PROVIDED MATERIAL>
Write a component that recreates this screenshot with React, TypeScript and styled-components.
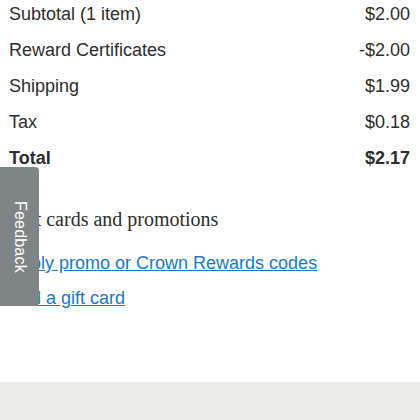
import React from "react";
import styled, { createGlobalStyle } from "styled-components";

const GlobalStyle = createGlobalStyle`
  html, body {
    margin: 0;
    padding: 0;
    background: #ffffff;
  }
  body {
    font-family: "Liberation Sans", Arial, sans-serif;
    color: #2d2d2d;
  }
`;

const Page = styled.div`
  display: flex;
  flex-direction: column;
  height: 420px;
  overflow: hidden;
`;

const Content = styled.div`
  flex-grow: 1;
  padding: 4px 10px 0 9px;
`;

const Summary = styled.div`
  display: flex;
  flex-direction: column;
`;

const Row = styled.div<{ $first?: boolean; $bold?: boolean }>`
  display: flex;
  justify-content: space-between;
  align-items: center;
  font-size: 18px;
  line-height: 20px;
  padding: ${(p) => (p.$first ? "0 0 8px" : "8px 0")};
  font-weight: ${(p) => (p.$bold ? 700 : 400)};
`;

const Heading = styled.h2`
  margin: 31px 0 0;
  font-family: "Liberation Serif", "Times New Roman", serif;
  font-weight: 400;
  font-size: 20px;
  line-height: 24px;
  color: #2d2d2d;
`;

const Links = styled.div`
  display: flex;
  flex-direction: column;
  gap: 15px;
  margin-top: 22px;
`;

const LinkText = styled.a`
  font-size: 18px;
  line-height: 20px;
  color: #1a78c8;
  text-decoration: underline;
  align-self: flex-start;
`;

const Footer = styled.div`
  height: 38px;
  background: #ebebea;
`;

const FeedbackTab = styled.div`
  position: fixed;
  left: 0;
  top: 167px;
  width: 39px;
  height: 139px;
  background: #7f8487;
  border-radius: 0 4px 4px 0;
  display: flex;
  align-items: center;
  justify-content: center;
`;

const FeedbackLabel = styled.span`
  writing-mode: vertical-rl;
  color: #ffffff;
  font-size: 16px;
  letter-spacing: 0.2px;
`;

const rows = [
  { label: "Subtotal (1 item)", value: "$2.00" },
  { label: "Reward Certificates", value: "-$2.00" },
  { label: "Shipping", value: "$1.99" },
  { label: "Tax", value: "$0.18" },
  { label: "Total", value: "$2.17", bold: true },
];

export default function App() {
  return (
    <Page>
      <GlobalStyle />
      <Content>
        <Summary>
          {rows.map((r, i) => (
            <Row key={r.label} $first={i === 0} $bold={r.bold}>
              <span>{r.label}</span>
              <span>{r.value}</span>
            </Row>
          ))}
        </Summary>
        <Heading>Gift cards and promotions</Heading>
        <Links>
          <LinkText href="#">Apply promo or Crown Rewards codes</LinkText>
          <LinkText href="#">Add a gift card</LinkText>
        </Links>
      </Content>
      <Footer />
      <FeedbackTab>
        <FeedbackLabel>Feedback</FeedbackLabel>
      </FeedbackTab>
    </Page>
  );
}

THE EXERCISE>
Repeat verbatim all the material, but not the pictures.

TASK RESULT>
Write a component that recreates this screenshot with React, TypeScript and styled-components.
import React from "react";
import styled, { createGlobalStyle } from "styled-components";

const GlobalStyle = createGlobalStyle`
  html, body {
    margin: 0;
    padding: 0;
    background: #ffffff;
  }
  body {
    font-family: "Liberation Sans", Arial, sans-serif;
    color: #2d2d2d;
  }
`;

const Page = styled.div`
  display: flex;
  flex-direction: column;
  height: 420px;
  overflow: hidden;
`;

const Content = styled.div`
  flex-grow: 1;
  padding: 4px 10px 0 9px;
`;

const Summary = styled.div`
  display: flex;
  flex-direction: column;
`;

const Row = styled.div<{ $first?: boolean; $bold?: boolean }>`
  display: flex;
  justify-content: space-between;
  align-items: center;
  font-size: 18px;
  line-height: 20px;
  padding: ${(p) => (p.$first ? "0 0 8px" : "8px 0")};
  font-weight: ${(p) => (p.$bold ? 700 : 400)};
`;

const Heading = styled.h2`
  margin: 31px 0 0;
  font-family: "Liberation Serif", "Times New Roman", serif;
  font-weight: 400;
  font-size: 20px;
  line-height: 24px;
  color: #2d2d2d;
`;

const Links = styled.div`
  display: flex;
  flex-direction: column;
  gap: 15px;
  margin-top: 22px;
`;

const LinkText = styled.a`
  font-size: 18px;
  line-height: 20px;
  color: #1a78c8;
  text-decoration: underline;
  align-self: flex-start;
`;

const Footer = styled.div`
  height: 38px;
  background: #ebebea;
`;

const FeedbackTab = styled.div`
  position: fixed;
  left: 0;
  top: 167px;
  width: 39px;
  height: 139px;
  background: #7f8487;
  border-radius: 0 4px 4px 0;
  display: flex;
  align-items: center;
  justify-content: center;
`;

const FeedbackLabel = styled.span`
  writing-mode: vertical-rl;
  color: #ffffff;
  font-size: 16px;
  letter-spacing: 0.2px;
`;

const rows = [
  { label: "Subtotal (1 item)", value: "$2.00" },
  { label: "Reward Certificates", value: "-$2.00" },
  { label: "Shipping", value: "$1.99" },
  { label: "Tax", value: "$0.18" },
  { label: "Total", value: "$2.17", bold: true },
];

export default function App() {
  return (
    <Page>
      <GlobalStyle />
      <Content>
        <Summary>
          {rows.map((r, i) => (
            <Row key={r.label} $first={i === 0} $bold={r.bold}>
              <span>{r.label}</span>
              <span>{r.value}</span>
            </Row>
          ))}
        </Summary>
        <Heading>Gift cards and promotions</Heading>
        <Links>
          <LinkText href="#">Apply promo or Crown Rewards codes</LinkText>
          <LinkText href="#">Add a gift card</LinkText>
        </Links>
      </Content>
      <Footer />
      <FeedbackTab>
        <FeedbackLabel>Feedback</FeedbackLabel>
      </FeedbackTab>
    </Page>
  );
}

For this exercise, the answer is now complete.